Una de las cosas más difíciles con las que he tenido que lidiar desde que me diagnosticaron cáncer es a quién decirle y cómo. No es que yo sea muy reservada, sino que no quiero que mi enfermedad se convierta en el epicentro de ninguna relación. No quiero ser la pobre mamá con cáncer. Quiero ser lo que soy: una escritora que dice groserías delante de sus hijos, que organiza parrilladas increíbles y de la que se puede esperar una conversación maravillosa y una botella de vino deliciosa en una cena.

Y ¿qué pasa cuando hablo sobre el cáncer y el brutal tratamiento de quimioterapia al que estoy sometida? Quiero comprensión y cercanía, y compartir quejas conmigo es la clave. Algunos expertos creen que las quejas compartidas son buenas para estrechar las relaciones. Se trata de una forma de conexión muy empática y subestimada, que me ayuda a normalizar lo que me sucede y también a procesarlo de tal manera que la persona que escucha mis quejas pueda verme a mí y no solo mi diagnóstico. En mi caso, el ritual de procesar con otro ser humano a través de la palabra aquello que me deprime y recibir a cambio una historia para compadecerme, más que sentir lástima, por esa persona, me hace sentir que sigo en la tierra de los vivos, un reto constante en este momento.

Como he vivido en el limbo durante tanto tiempo, definir una nueva normalidad ha sido la clave para mantener controlar la ansiedad. Parte de ello radica en compartir lo que me molesta en la cotidianidad. Hacer que estas quejas estén al mismo nivel le quita al cáncer un poco del poder que tiene sobre mi vida. Lo mismo sucede cuando escucho las quejas de los demás. Solemos menospreciar las quejas con el argumento de que son lloriqueos o lamentos, una manifestación de un sentimiento innecesario y poco digno que sería mejor no articular. Pero Kathyrn Norlock, profesora de Filosofía de la Universidad Trent que ha escrito sobre la ética de las quejas, argumenta que intercambiar quejas puede considerarse parte de la categoría de “deber afectivo” que describe como “expresar que somos seres emocionales juntos”. Es una especie de fortalecimiento emocional que en mi opinión equivale a “hacerte presente”.

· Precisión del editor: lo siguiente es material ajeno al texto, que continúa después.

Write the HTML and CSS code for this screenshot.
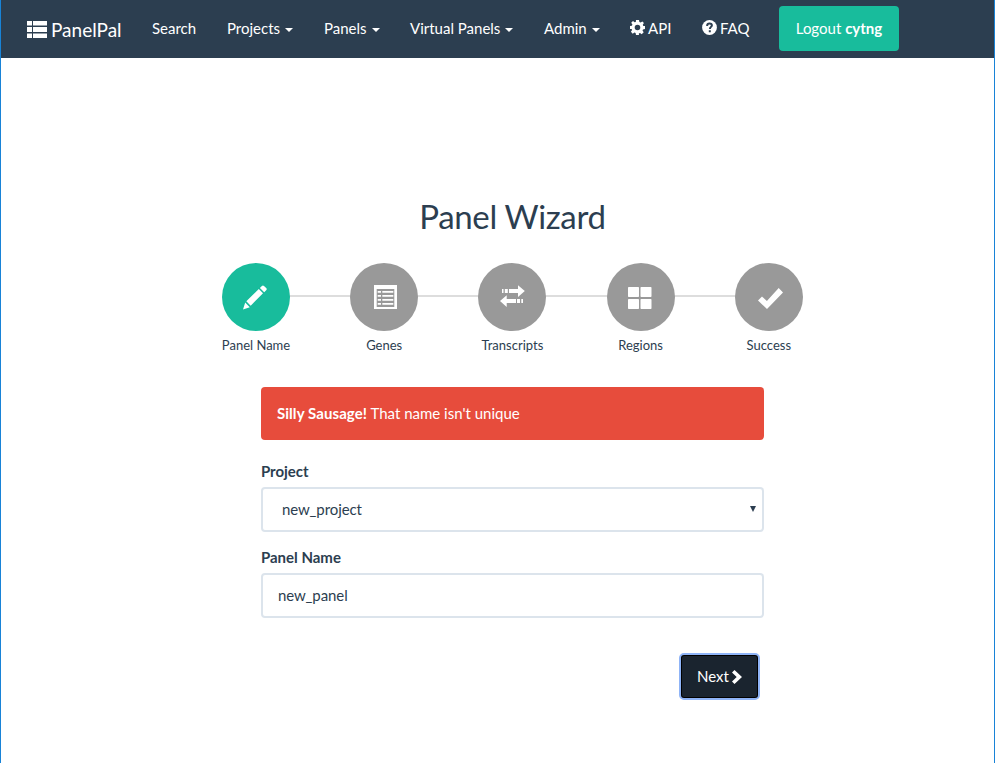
FILE: index.html
```
<!DOCTYPE html>
<html lang="en">
<head>
<meta charset="utf-8">
<title>PanelPal</title>
<link rel="stylesheet" href="styles.css">
</head>
<body>
<nav class="navbar">
  <a class="brand"><svg width="20" height="17" viewBox="0 0 20 17"><path d="M0 0h5v4.500H0zM6 0h14v4.500H6zM0 6h5v5H0zM6 6h14v5H6zM0 12.500h5V17H0zM6 12.500h14V17H6z"/></svg><span>PanelPal</span></a>
  <a class="link search"><span>Search</span></a>
  <a class="link projects"><span>Projects</span><i class="caret"></i></a>
  <a class="link panels"><span>Panels</span><i class="caret"></i></a>
  <a class="link virtual"><span>Virtual Panels</span><i class="caret"></i></a>
  <a class="link admin"><span>Admin</span><i class="caret"></i></a>
  <a class="link api"><svg width="15" height="15" viewBox="0 0 15 15"><path fill-rule="evenodd" d="M6 0h3l.4 2.100 1.200.5L12.400 1.400l1.500 1.500-1.100 1.800.5 1.200L15 6v3l-2 .4-.5 1.200 1.200 1.700-2 2-1.700-1.200-1.200.5L9 15H6l-.4-2-1.200-.5-1.700 1.200-1.800-1.900 1.200-1.700-.5-1.200L0 9V6l1.900-.3.5-1.200-1.200-1.700L3 1l1.600 1.300 1.200-.4zM7.500 4.700a2.800 2.800 0 1 0 0 5.600 2.800 2.800 0 0 0 0-5.600z"/></svg><span>API</span></a>
  <a class="link faq"><svg width="15" height="15" viewBox="0 0 15 15"><circle cx="7.500" cy="7.500" r="7.400"/><path class="mark" d="M5.200 6V5.300c0-1.200 1-1.900 2.300-1.900 1.500 0 2.400.8 2.400 1.900 0 1.600-2 1.600-2 3.600M7.800 10.200v2"/></svg><span>FAQ</span></a>
  <a class="logout"><span>Logout <b>cytng</b></span></a>
</nav>
<main class="content">
  <h1><span>Panel Wizard</span></h1>
  <ol class="steps">
    <li class="step active"><div class="disc"><svg width="27" height="27" viewBox="0 0 27 27"><path d="M1 25.500l2.200-7 4.600 4.700zM4.300 17.300L16.800 5l4.200 4.300L8.700 21.700zM17.900 3.900l2-2c.7-.7 1.400-.7 2.100 0l2.200 2.200c.7.700.7 1.400 0 2.100l-2 2z"/></svg></div><span>Panel Name</span></li>
    <li class="step"><div class="disc"><svg class="genes" width="23" height="24" viewBox="0 0 23 24"><path fill-rule="evenodd" d="M0 0h23v24H0zM2.700 4v18h17.600V4z"/><path d="M3.700 6H7v1.800H3.700zM8.300 6h11v1.800h-11zM3.700 10H7v1.800H3.700zM8.300 10h11v1.800h-11zM3.700 14H7v1.800H3.700zM8.300 14h11v1.800h-11zM3.700 18H7v1.800H3.700zM8.300 18h11v1.800h-11z"/></svg></div><span>Genes</span></li>
    <li class="step"><div class="disc"><svg class="transcripts" width="25" height="22" viewBox="0 0 25 22"><path d="M2 4h1.500v4H2zM4.800 4h3v4h-3zM9 4h9V.200L24.800 6 18 12V8H9zM6.700 10.200v3.800H16v4H6.700v4L0 16zM17 14h3v4h-3zM21.300 14h1.700v4h-1.700z"/></svg></div><span>Transcripts</span></li>
    <li class="step"><div class="disc"><svg class="regions" width="24" height="22" viewBox="0 0 24 22"><rect width="11" height="10" rx=".7"/><rect x="12.500" width="11" height="10" rx=".7"/><rect y="12" width="11" height="10" rx=".7"/><rect x="12.500" y="12" width="11" height="10" rx=".7"/></svg></div><span>Regions</span></li>
    <li class="step"><div class="disc"><svg class="success" width="25" height="21" viewBox="0 0 25 21"><path d="M0 12.500l4-4 4.900 4.600L20.700 0 25 4.500 9 21z"/></svg></div><span>Success</span></li>
  </ol>
  <form class="form">
    <div class="alert"><span><b>Silly Sausage!</b> That name isn't unique</span></div>
    <label>Project</label>
    <div class="control select"><span>new_project</span><i class="arrow"></i></div>
    <label>Panel Name</label>
    <div class="control"><span>new_panel</span></div>
    <div class="actions"><button type="button"><span>Next</span><svg width="10" height="14" viewBox="0 0 10 14"><path d="M2.500 0L10 7l-7.500 7L0 11.500 4.700 7 0 2.500z"/></svg></button></div>
  </form>
</main>
</body>
</html>
```
FILE: styles.css
```
* { box-sizing: border-box; }
body {
  margin: 0;
  min-height: 763px;
  border: solid #1883d7;
  border-width: 0 1px;
  background: #fff;
  color: #2c3e50;
  font: 15px/21px Lato, sans-serif;
}
svg { display: block; flex: none; fill: currentColor; }
.navbar {
  display: flex;
  height: 58px;
  padding-left: 11px;
  background: #2c3e50;
  color: #fff;
}
.brand, .link { display: flex; align-items: center; white-space: nowrap; }
.brand { width: 125px; padding: 1px 0 0 15px; gap: 4px; font-size: 19px; }
.link { padding: 0 0 1px 15px; }
.search { width: 75px; }
.projects { width: 97px; }
.panels { width: 86px; }
.virtual { width: 134px; }
.admin { width: 86px; }
.api { width: 72px; gap: 3px; }
.faq { width: 77px; gap: 3px; }
.link svg { margin-bottom: 2px; }
.caret {
  margin: 3px 0 0 5px;
  border: solid transparent;
  border-width: 4px 4px 0;
  border-top-color: #fff;
}
.mark { fill: none; stroke: #2c3e50; stroke-width: 2; }
.logout {
  display: flex;
  align-items: center;
  justify-content: center;
  width: 120px;
  height: 45px;
  margin: 6px 0 0 15px;
  border-radius: 4px;
  background: #18bc9c;
  white-space: nowrap;
}
.content { padding: 138px 0 0 29.8px; }
h1 {
  margin: 0;
  font-size: 33px;
  line-height: 40px;
  font-weight: 400;
  letter-spacing: -.35px;
  text-align: center;
}
.steps {
  display: flex;
  justify-content: space-between;
  width: 641px;
  margin: 27px auto 0;
  padding: 0;
  list-style: none;
}
.step {
  display: flex;
  flex: 1;
  flex-direction: column;
  align-items: center;
  background: linear-gradient(#ddd, #ddd) 0 32px / 100% 2px no-repeat;
  font-size: 13px;
  line-height: 18px;
}
.step:first-child { background-position: 100% 32px; background-size: 50% 2px; }
.step:last-child { background-size: 50% 2px; }
.disc {
  display: flex;
  align-items: center;
  justify-content: center;
  width: 68px;
  height: 68px;
  margin-bottom: 5px;
  border-radius: 50%;
  background: #999;
  color: #fff;
}
.active .disc { background: #18bc9c; }
.genes { margin-left: 3px; }
.transcripts { margin-bottom: 2px; }
.regions { margin: 2px 0 0 -2px; }
.success { margin: 2px 0 0 3px; }
.form { width: 503px; margin: 33px auto 0; }
.alert {
  height: 53px;
  margin-bottom: 21px;
  padding: 16px;
  border-radius: 4px;
  background: #e74c3c;
  color: #fff;
}
.alert b { letter-spacing: .08px; }
label { display: block; margin-bottom: 5px; font-weight: 700; }
.control {
  display: flex;
  align-items: center;
  height: 45px;
  margin-bottom: 15px;
  padding: 0 15px;
  border: 2px solid #dce4ec;
  border-radius: 4px;
  letter-spacing: -.1px;
}
.select { justify-content: space-between; padding: 0 6px 0 19px; }
.arrow {
  margin-bottom: 1px;
  border: solid transparent;
  border-width: 6px 3px 0;
  border-top-color: #2c3e50;
}
.actions { display: flex; justify-content: flex-end; padding: 21px 5px 0 0; }
button {
  display: flex;
  align-items: center;
  justify-content: center;
  gap: 3px;
  width: 79px;
  height: 45px;
  padding: 0;
  border: 2px solid #000;
  border-radius: 4px;
  outline: 2px solid #8fb4f7;
  outline-offset: -1px;
  background: #1a242f;
  color: #fff;
  font: 15px/21px Lato, sans-serif;
}
```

Todos batallamos. Y hasta aquellos de nosotros que estamos pasando por momentos particularmente difíciles en nuestra vida tenemos la capacidad de ser empáticos con los demás y, al menos en mi caso, ser empática me hace sentir bien. Durante la pandemia, y ahora con los horrores de la guerra de Ucrania, es fácil sentir que salvo que nuestras circunstancias sean las peores, no merecemos ninguna compasión.

No hay nada más equivocado. En primer lugar, sentirse así hace que sea menos probable que pidamos la ayuda que necesitamos y, en segundo, crea una dinámica de poder en la que la persona que pasa por un momento difícil está en deuda con quien la escucha, en lugar de reconocer que todos pasamos por dificultades y puede que la persona que le trae a mi familia algo de comer hoy mientras recibo mi quimioterapia algún día, en unos meses, o años, necesite que alguien le lleve comida o le cuide a los niños o la lleve a algún lado mientras vive su duelo por la pérdida de un padre o batalla con una enfermedad crónica.

Cuando tienes cáncer, oyes mucho sobre la importancia de una actitud positiva y, hasta cierto punto, es cierto. Pero ver el lado bueno puede comenzar a sentirse como un guion que tengo que interpretar en lugar de la comunicación verdadera de lo que siento. Me esfuerzo por ser optimista y continúo con mi vida; hago planes para ir de vacaciones, leo cuentos antes de dormir y trabajo. También siento miedo con frecuencia. Y me ayuda saber que uno de mis peores miedos —convertirme en alguien que solo es digno de conmiseración en lugar de una amistad totalmente recíproca de triunfos y decepciones compartidas— no se ha vuelto realidad.

Annaliese Griffin es columnista de The New York Times.